Born in 1939, and holding Master’s Degree both in Mathematics (1959) and Economics (1961), and Doctorate Degree in Economics (1970), Dr. Vinod K.Anand has about forty five years of teaching, research, and project work experience in Economic Theory (both micro and macro), Quantitative Economics, Public Economics, New Political Economy, and Development Economics with a special focus on economic and social provisions revolving around poverty, inequality, and unemployment issues, and also on informal sector studies. His last assignment was at the National University of Lesotho (Southern Africa) from 2006 to 2008. Prior to that he was placed as Professor and Head of the Department of Economics at the University of North-West in the Republic of South Africa, and University of Allahabad in India, Professor at the National University of Lesotho, Associate Professor at the University of Botswana, Gaborone in Botswana, and at Gezira University in Wad Medani, Sudan, Head, Department of Arts and Social Sciences, Yola in Nigeria, Principal Lecturer in Economics at Maiduguri University in Nigeria, and as Lecturer at the Ahmadu Bello University, Zaria in Nigeria. Professor Anand has by now published more than 80 research papers in standard academic jou
als, authored 11 books, supervised a number of doctoral theses, was examiner for more than twenty Ph.D. theses, and has wide consultancy experience both in India and abroad, essentially in the African continent. This includes holding the position of Primary Researcher, Principal Consultant etc. in a number of Research Projects sponsored and funded by Universities, Governments, and International Bodies like, USAID, IDRC, and AERC. His publications include a variety of themes revolving around Economic Theory, New Political Economy, Quantitative Economics, Development Economics, and Informal Sector Studies.

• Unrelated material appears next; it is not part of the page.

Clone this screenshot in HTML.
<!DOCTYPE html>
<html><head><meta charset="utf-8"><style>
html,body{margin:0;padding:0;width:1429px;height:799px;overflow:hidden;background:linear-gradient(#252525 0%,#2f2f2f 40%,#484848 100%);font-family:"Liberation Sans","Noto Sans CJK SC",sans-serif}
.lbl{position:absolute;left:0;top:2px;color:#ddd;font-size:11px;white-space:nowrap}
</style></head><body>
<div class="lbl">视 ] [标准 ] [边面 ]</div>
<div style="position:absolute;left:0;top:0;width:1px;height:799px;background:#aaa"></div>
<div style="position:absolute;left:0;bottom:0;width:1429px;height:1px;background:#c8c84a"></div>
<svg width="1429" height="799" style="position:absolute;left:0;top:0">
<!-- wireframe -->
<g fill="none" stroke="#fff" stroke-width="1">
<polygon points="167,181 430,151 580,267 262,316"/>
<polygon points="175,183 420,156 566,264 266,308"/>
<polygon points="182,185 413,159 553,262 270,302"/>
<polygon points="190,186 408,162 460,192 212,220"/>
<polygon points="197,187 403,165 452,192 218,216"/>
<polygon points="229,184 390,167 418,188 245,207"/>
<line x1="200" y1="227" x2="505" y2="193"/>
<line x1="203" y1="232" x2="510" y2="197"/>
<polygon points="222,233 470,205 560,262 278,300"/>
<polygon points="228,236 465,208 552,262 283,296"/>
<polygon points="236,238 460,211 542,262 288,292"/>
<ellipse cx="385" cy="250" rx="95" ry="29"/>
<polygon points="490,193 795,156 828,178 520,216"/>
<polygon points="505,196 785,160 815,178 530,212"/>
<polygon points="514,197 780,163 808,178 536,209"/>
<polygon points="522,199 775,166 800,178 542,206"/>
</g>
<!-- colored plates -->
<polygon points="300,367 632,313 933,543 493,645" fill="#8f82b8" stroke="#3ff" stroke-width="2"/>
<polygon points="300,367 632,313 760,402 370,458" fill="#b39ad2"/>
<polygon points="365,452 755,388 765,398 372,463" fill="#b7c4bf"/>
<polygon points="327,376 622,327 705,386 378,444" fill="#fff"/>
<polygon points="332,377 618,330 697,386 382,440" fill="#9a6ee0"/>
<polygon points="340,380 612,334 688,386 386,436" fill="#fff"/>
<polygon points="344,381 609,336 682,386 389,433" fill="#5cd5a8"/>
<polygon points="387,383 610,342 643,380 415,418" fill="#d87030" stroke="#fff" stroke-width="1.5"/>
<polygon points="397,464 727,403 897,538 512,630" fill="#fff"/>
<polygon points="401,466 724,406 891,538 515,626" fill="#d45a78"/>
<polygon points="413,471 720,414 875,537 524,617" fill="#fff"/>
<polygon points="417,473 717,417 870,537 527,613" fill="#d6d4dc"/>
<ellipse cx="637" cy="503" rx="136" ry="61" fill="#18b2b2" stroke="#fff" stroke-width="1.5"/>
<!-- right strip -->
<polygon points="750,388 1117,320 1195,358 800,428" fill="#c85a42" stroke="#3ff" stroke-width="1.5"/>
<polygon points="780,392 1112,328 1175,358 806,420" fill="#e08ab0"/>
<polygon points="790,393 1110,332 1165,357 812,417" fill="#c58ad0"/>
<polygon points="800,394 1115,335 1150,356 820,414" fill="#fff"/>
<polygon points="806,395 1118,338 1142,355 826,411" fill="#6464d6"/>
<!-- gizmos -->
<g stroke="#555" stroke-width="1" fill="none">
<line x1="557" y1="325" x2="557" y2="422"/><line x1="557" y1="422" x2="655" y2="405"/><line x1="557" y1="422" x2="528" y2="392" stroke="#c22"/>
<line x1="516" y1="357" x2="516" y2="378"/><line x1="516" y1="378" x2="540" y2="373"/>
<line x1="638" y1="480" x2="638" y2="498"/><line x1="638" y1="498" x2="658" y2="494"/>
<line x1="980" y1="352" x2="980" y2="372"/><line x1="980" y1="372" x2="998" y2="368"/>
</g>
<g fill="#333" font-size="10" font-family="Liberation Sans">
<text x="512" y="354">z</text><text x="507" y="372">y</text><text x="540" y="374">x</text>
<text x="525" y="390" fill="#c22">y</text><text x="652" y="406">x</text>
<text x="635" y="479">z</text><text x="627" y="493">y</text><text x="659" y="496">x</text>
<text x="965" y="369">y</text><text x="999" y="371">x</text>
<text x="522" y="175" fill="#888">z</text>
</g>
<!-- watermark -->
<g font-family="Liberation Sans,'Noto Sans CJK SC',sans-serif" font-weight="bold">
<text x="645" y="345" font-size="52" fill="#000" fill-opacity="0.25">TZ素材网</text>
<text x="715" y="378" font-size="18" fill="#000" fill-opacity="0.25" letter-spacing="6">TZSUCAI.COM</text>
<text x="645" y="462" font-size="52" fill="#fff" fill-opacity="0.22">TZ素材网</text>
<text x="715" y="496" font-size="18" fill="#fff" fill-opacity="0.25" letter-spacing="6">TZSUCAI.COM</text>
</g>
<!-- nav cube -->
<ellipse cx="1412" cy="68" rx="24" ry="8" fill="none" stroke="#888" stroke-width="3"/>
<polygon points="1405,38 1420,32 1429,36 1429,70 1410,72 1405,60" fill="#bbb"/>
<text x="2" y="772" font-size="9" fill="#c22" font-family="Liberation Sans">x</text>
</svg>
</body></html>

His consultancy assignments in India, Nigeria, Sudan, Botswana, and the Republic of South Africa include Non-Directory Enterprises in Allahabad, India, Small Scale Enterprises in the Northern States of Nigeria, The Absolute Poverty Line in Sudan, The Small Scale Enterprises in Wad Medani, Sudan, Micro and Small Scale Enterprises in Botswana, The Place of Non-Formal Micro-Enterprises in Botswana, Resettlement of a Squatter Community in the Vryburg District of North West Province in the Republic of South Africa, Trade and Investment Development Programme for Small, Medium and Micro Enterprises: Support for NTSIKA in the Republic of South Africa, and Development of the Manufacturing Sector in the Republic of South Africa’s North West Province: An Approach Based on Firm Level Surveys. Professor Anand has also extensively participated in a number of conferences, offered many seminars, participated in a number of workshops, and delivered a variety of Refresher Lectures at different venues both in India and abroad. Dr. Anand was placed at the prestigious Indian Institute of Advanced Study (IIAS), Shimla in the State Himachal Pradesh, India as a Fellow from 2001 to 2003, and had completed a theoretical and qualitative research project/monograph on the Employment Profile of Micro Enterprises in the State of Himachal Pradseh, India.